The Follow-Up That Never Happens

Here’s how many consulting engagements end: the consultant delivers their report, answers a few follow-up questions, sends a final invoice, and moves on to the next client. Three months later, you’re still sitting on those recommendations, unsure where to start or whether you’re executing them correctly.

Nobody’s checking in to see if you actually did anything with the advice you paid for.

The Accountability Factor

Professional IT consulting services that actually drive change build in follow-up mechanisms. Maybe it’s a 30-day check-in call. Maybe it’s quarterly reviews for the first year. Maybe it’s just making themselves available for questions as you work through implementation.

The specific mechanism matters less than the commitment to accountability. They want to know if their recommendations are being implemented, if you’re running into obstacles, if something they suggested isn’t working in practice the way it looked on paper.

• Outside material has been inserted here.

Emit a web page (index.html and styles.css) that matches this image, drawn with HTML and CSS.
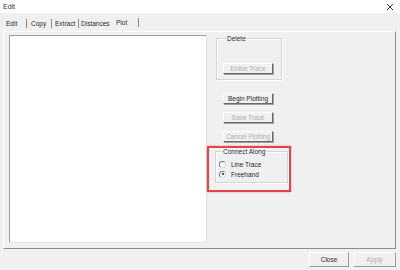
FILE: index.html
```html
<!DOCTYPE html>
<html lang="en">
<head>
    <meta charset="UTF-8">
    <title>Edit</title>
    <link rel="stylesheet" href="styles.css">
</head>
<body>

    <div class="window">
        <!-- Title bar -->
        <div class="titlebar">
            <span class="title">Edit</span>
            <svg class="close-x" width="8" height="8" viewBox="0 0 8 8">
                <path d="M1 1 L7 7 M7 1 L1 7" stroke="#222" stroke-width="0.9" fill="none"/>
            </svg>
        </div>

        <!-- Tabs -->
        <div class="tabs">
            <span class="tab tab-edit sep">Edit</span>
            <span class="tab tab-copy sep">Copy</span>
            <span class="tab tab-extract sep">Extract</span>
            <span class="tab tab-dist">Distances</span>
            <span class="tab tab-plot active">Plot</span>
        </div>

        <!-- Tab page -->
        <div class="page">
            <div class="listbox"></div>

            <div class="controls">
                <fieldset class="group group-delete">
                    <legend>Delete</legend>
                    <button class="btn" disabled>Entire Trace</button>
                </fieldset>

                <button class="btn btn-begin">Begin Plotting</button>
                <button class="btn btn-next" disabled>Save Trace</button>
                <button class="btn btn-next" disabled>Cancel Plotting</button>

                <fieldset class="group group-connect">
                    <legend>Connect Along</legend>
                    <label class="radio"><span class="dot"></span>Line Trace</label>
                    <label class="radio"><span class="dot checked"></span>Freehand</label>
                </fieldset>
            </div>

            <!-- red highlight drawn over the screenshot -->
            <div class="highlight"></div>
        </div>

        <!-- Bottom buttons -->
        <div class="footer">
            <button class="btn btn-footer">Close</button>
            <button class="btn btn-footer" disabled>Apply</button>
        </div>
    </div>

</body>
</html>
```

FILE: styles.css
```css
body {
    margin: 0;
    padding: 0;
    font-family: "Liberation Sans", Arial, sans-serif;
    font-size: 6.5px;
    color: #2a2a2a;
    background-color: #f0f0f0;
}

.window {
    width: 400px;
    height: 270px;
    display: flex;
    flex-direction: column;
    overflow: hidden;
}

.titlebar {
    height: 13px;
    background-color: #fff;
    display: flex;
    align-items: center;
    justify-content: space-between;
    padding: 0 6px 0 3px;
}

.title {
    font-size: 7px;
    color: #333;
}

/* tabs */
.tabs {
    height: 18px;
    display: flex;
    align-items: center;
    padding-left: 3px;
}

.tab {
    box-sizing: border-box;
    padding-left: 3px;
    line-height: 9px;
    margin-top: 3px;
}

.tab.sep {
    border-right: 1px solid #8a8a8a;
}

.tab-edit { width: 24px; }
.tab-copy { width: 25px; padding-left: 4px; }
.tab-extract { width: 27px; }
.tab-dist { width: 34px; padding-left: 2px; }

.tab.active {
    width: 26px;
    padding-left: 3px;
    border-right: 1px solid #8a8a8a;
    margin-top: 0;
}

/* tab page */
.page {
    position: relative;
    margin-left: 3px;
    width: 393px;
    height: 218px;
    box-sizing: border-box;
    border-top: 1px solid #fff;
    border-left: 1px solid #fff;
    border-right: 1px solid #8c8c8c;
    border-bottom: 1px solid #8c8c8c;
    padding: 3px 0 0 5px;
    display: flex;
}

.listbox {
    width: 198px;
    height: 208px;
    box-sizing: border-box;
    background-color: #fff;
    border-top: 1px solid #a0a0a0;
    border-left: 1px solid #a0a0a0;
    border-right: 1px solid #e3e3e3;
    border-bottom: 1px solid #e3e3e3;
}

.controls {
    margin-left: 9px;
    display: flex;
    flex-direction: column;
}

.group {
    margin: 0;
    padding: 0;
    border: 1px solid #d5d5d5;
    box-shadow: inset 1px 1px 0 #fff, 1px 1px 0 #fff;
}

.group legend {
    padding: 0 1px;
    margin-left: 3px;
    line-height: 7px;
}

.group-delete {
    width: 66px;
    height: 45px;
    box-sizing: border-box;
    display: flex;
    flex-direction: column;
    align-items: flex-start;
    padding: 21px 0 0 6px;
}

.btn {
    font-family: inherit;
    font-size: 6.5px;
    width: 50px;
    height: 11px;
    padding: 0;
    background-color: #f0f0f0;
    color: #2a2a2a;
    border: 1px solid #fff;
    border-right-color: #6a6a6a;
    border-bottom-color: #6a6a6a;
    box-shadow: 1px 1px 0 #a0a0a0;
    box-sizing: border-box;
    line-height: 8px;
}

.btn:disabled {
    color: #adadad;
}

.btn-begin {
    margin: 13px 0 0 7px;
}

.btn-next {
    margin: 8px 0 0 7px;
}

.group-connect {
    width: 73px;
    height: 35px;
    box-sizing: border-box;
    margin: 6px 0 0 -1px;
    padding: 4px 0 0 3px;
}

.radio {
    display: flex;
    align-items: center;
    height: 10px;
}

.dot {
    width: 5px;
    height: 5px;
    border: 1px solid #7a7a7a;
    border-right-color: #dcdcdc;
    border-bottom-color: #dcdcdc;
    border-radius: 50%;
    background-color: #fff;
    margin-right: 5px;
    position: relative;
}

.dot.checked::after {
    content: "";
    position: absolute;
    left: 1.5px;
    top: 1.5px;
    width: 2px;
    height: 2px;
    border-radius: 50%;
    background-color: #222;
}

.highlight {
    position: absolute;
    left: 203px;
    top: 114px;
    width: 84px;
    height: 46px;
    box-sizing: border-box;
    border: 2px solid #e0444c;
    box-shadow: 0 0 2px rgba(224, 68, 76, 0.5);
}

/* footer */
.footer {
    flex: 1;
    display: flex;
    justify-content: flex-end;
    align-items: flex-start;
    padding: 3px 4px 0 0;
    gap: 4px;
}

.btn-footer {
    height: 15px;
    width: 40px;
    border: 1px solid #fff;
    border-right-color: #9a9a9a;
    border-bottom-color: #9a9a9a;
    box-shadow: none;
}

.btn-footer:last-child {
    width: 43px;
}
```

This continued engagement is what transforms consulting from a one-time assessment into a partnership that actually improves your technology environment.

What You Should Actually Ask For

When you’re evaluating professional IT consulting services, don’t just ask about their assessment methodology or their technical credentials. Ask what percentage of their recommendations typically get implemented by clients within the first year.

Ask how they handle situations where their recommendations exceed client budgets. Ask if they provide implementation support or if they disappear after delivering the report.

The consultants who can answer these questions confidently—and who have reasonable answers—are the ones who understand that the value of consulting isn’t in identifying problems. It’s in helping you actually fix them.